The space in the Buda tower was filled with the low rumble and clanking sounds of the mechanics of the installation, very present, but not too loud or obtrusive. The windows were covered with tracing paper, permitting the light to fall through, but not giving visitors a chance to look out, thus isolating the work from the rest of the world. It felt like stepping into an abandoned factory hall (which I guess are fine examples of contemporary manmade caves and which, in a way, in this former brewery building, it indeed was), where a number of machines had been left working, indulging themselves in a mechanical routine, the purpose of which had been forgotten a long time ago. Six limbed sticks were being moved around by the three circular plates on the ceiling, hitting and thus, though ever so slightly, re-shaping the piles of soil below them on the floor, that, for some reason, had been left there, and by the contingency of their material substance and form now were commanding their proper tracing, for ever and ever. The amplified sounds of the sticks’ hittings and tracings could be heard inside the two pairs boxes, as through a ‘sonic microscope’. One pair of boxes was facing the brick wall of the room. The second pair faced the covered window, combining the sounds with the sight of ‘writings’, the tracings of Signe’s score (pictures of which are illustrating our conversation above), making it reminiscent of what – in Dutch – is called a kijkdoos.

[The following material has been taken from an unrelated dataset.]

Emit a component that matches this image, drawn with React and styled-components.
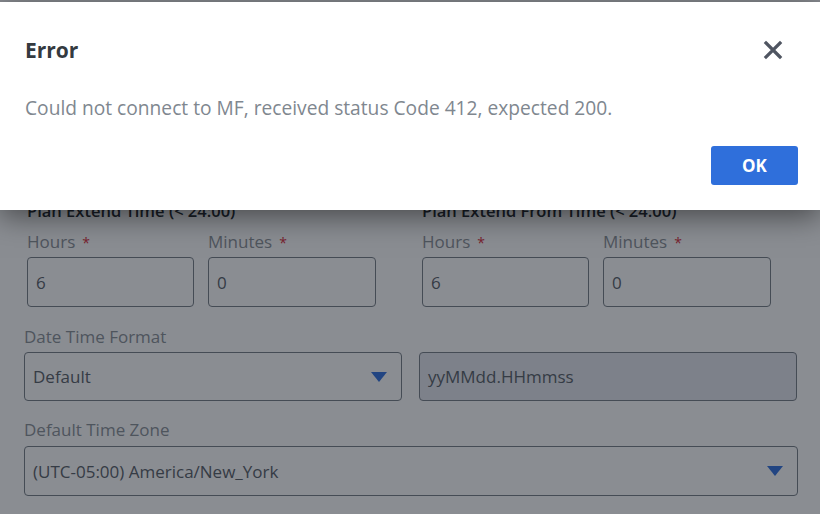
import React from "react";
import styled, { createGlobalStyle } from "styled-components";

const GlobalStyle = createGlobalStyle`
  html, body {
    margin: 0;
    padding: 0;
    background: #ffffff;
    font-family: "Open Sans", "Liberation Sans", sans-serif;
  }
  * {
    box-sizing: border-box;
  }
`;

const Page = styled.div`
  width: 820px;
  height: 514px;
  overflow: hidden;
  position: relative;
  background: #ffffff;
`;

const Form = styled.div`
  padding: 200px 22px 0 24px;
`;

const Columns = styled.div`
  display: grid;
  grid-template-columns: 378px 378px;
  column-gap: 17px;
  padding-left: ${(p) => p.$inset || 0}px;
`;

const Section = styled.div`
  display: flex;
  flex-direction: column;
`;

const SectionTitle = styled.div`
  font-size: 16.5px;
  line-height: 22px;
  font-weight: 600;
  color: #2a2f34;
`;

const Pair = styled.div`
  display: flex;
  gap: 14px;
  margin-top: 9px;
`;

const Field = styled.div`
  display: flex;
  flex-direction: column;
  width: ${(p) => p.$width || "100%"};
  margin-top: ${(p) => p.$top || 0}px;
`;

const Label = styled.label`
  display: block;
  height: 22px;
  font-size: 17px;
  line-height: 22px;
  color: #8f959c;
`;

const Required = styled.span`
  color: #dc3545;
  margin-left: 7px;
  font-size: 14px;
  line-height: 0;
`;

const Input = styled.div`
  margin-top: ${(p) => p.$gap || 4}px;
  height: ${(p) => p.$height || 50}px;
  border: 1px solid #7d848c;
  border-radius: 4px;
  background: ${(p) => (p.$readOnly ? "#e7e9f0" : "#ffffff")};
  display: flex;
  align-items: center;
  justify-content: space-between;
  padding: 0 14px 0 8px;
  font-size: 17px;
  color: #5f666e;
`;

const Caret = styled.svg`
  width: 16px;
  height: 10px;
  flex: none;
`;

const Overlay = styled.div`
  position: absolute;
  inset: 0;
  background: rgba(6, 13, 23, 0.47);
`;

const Dialog = styled.div`
  position: absolute;
  top: 2px;
  left: 0;
  right: 0;
  height: 208px;
  background: #ffffff;
  box-shadow: 0 6px 28px rgba(0, 0, 0, 0.5);
  padding: 32px 22px 25px 25px;
  display: flex;
  flex-direction: column;
`;

const Header = styled.div`
  display: flex;
  align-items: center;
  justify-content: space-between;
  height: 32px;
  padding-right: 15px;
`;

const Title = styled.h2`
  margin: 0;
  font-size: 21px;
  line-height: 32px;
  font-weight: 700;
  color: #343a40;
`;

const Close = styled.button`
  border: none;
  background: none;
  padding: 0;
  width: 20px;
  height: 20px;
  display: flex;
  cursor: pointer;
`;

const Message = styled.p`
  margin: 30px 0 0;
  font-size: 19.2px;
  line-height: 24px;
  color: #80878f;
`;

const Footer = styled.div`
  display: flex;
  justify-content: flex-end;
  margin-top: 26px;
`;

const OkButton = styled.button`
  width: 87px;
  height: 39px;
  border: none;
  border-radius: 3px;
  background: #2f6fdb;
  color: #ffffff;
  font-family: inherit;
  font-size: 17px;
  font-weight: 700;
  cursor: pointer;
`;

const DownCaret = () => (
  <Caret viewBox="0 0 16 10">
    <polygon points="0,0 16,0 8,10" fill="#3b78e0" />
  </Caret>
);

const TimeGroup = ({ title }) => (
  <Section>
    <SectionTitle>{title}</SectionTitle>
    <Pair>
      <Field $width="167px">
        <Label>
          Hours<Required>*</Required>
        </Label>
        <Input>6</Input>
      </Field>
      <Field $width="168px">
        <Label>
          Minutes<Required>*</Required>
        </Label>
        <Input>0</Input>
      </Field>
    </Pair>
  </Section>
);

export default function App() {
  return (
    <Page>
      <GlobalStyle />
      <Form>
        <Columns $inset={3}>
          <TimeGroup title="Plan Extend Time (< 24:00)" />
          <TimeGroup title="Plan Extend From Time (< 24:00)" />
        </Columns>
        <Field $top={19}>
          <Label>Date Time Format</Label>
          <Columns>
            <Input $height={49}>
              Default
              <DownCaret />
            </Input>
            <Input $height={49} $readOnly>
              yyMMdd.HHmmss
            </Input>
          </Columns>
        </Field>
        <Field $top={18}>
          <Label>Default Time Zone</Label>
          <Input $gap={5}>
            (UTC-05:00) America/New_York
            <DownCaret />
          </Input>
        </Field>
      </Form>
      <Overlay>
        <Dialog role="dialog">
          <Header>
            <Title>Error</Title>
            <Close aria-label="Close">
              <svg viewBox="0 0 20 20" width="20" height="20">
                <path
                  d="M3 3 L17 17 M17 3 L3 17"
                  stroke="#4f5561"
                  strokeWidth="3.2"
                  strokeLinecap="square"
                />
              </svg>
            </Close>
          </Header>
          <Message>
            Could not connect to MF, received status Code 412, expected 200.
          </Message>
          <Footer>
            <OkButton>OK</OkButton>
          </Footer>
        </Dialog>
      </Overlay>
    </Page>
  );
}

‘Writings’ in Kortrijk turned out to be, in sights and sound, an atmospheric, but also a rather hermetic work, impregnated by a sense of ‘formality’ and ‘philosophy’ that seems to be teasing the visitors, asking for a sudden flash of insight, an illumination, on their part, to make sights and sounds fall into place. “Yes, it is strange,” Signe said. “Several times during these weeks of creating ‘Writings’, together with my collaborator Roar Sletteland, it felt as if nature took us by surprise. I think it is the strangest piece I ever made…”

‘Writings’ can be experienced in the Budatoren, during the Flanders Festival in Kortrijk’s Sounding City until May 5th, 2013. Subsequent installments of the work will be part of upcoming RESONANCE events, later this year.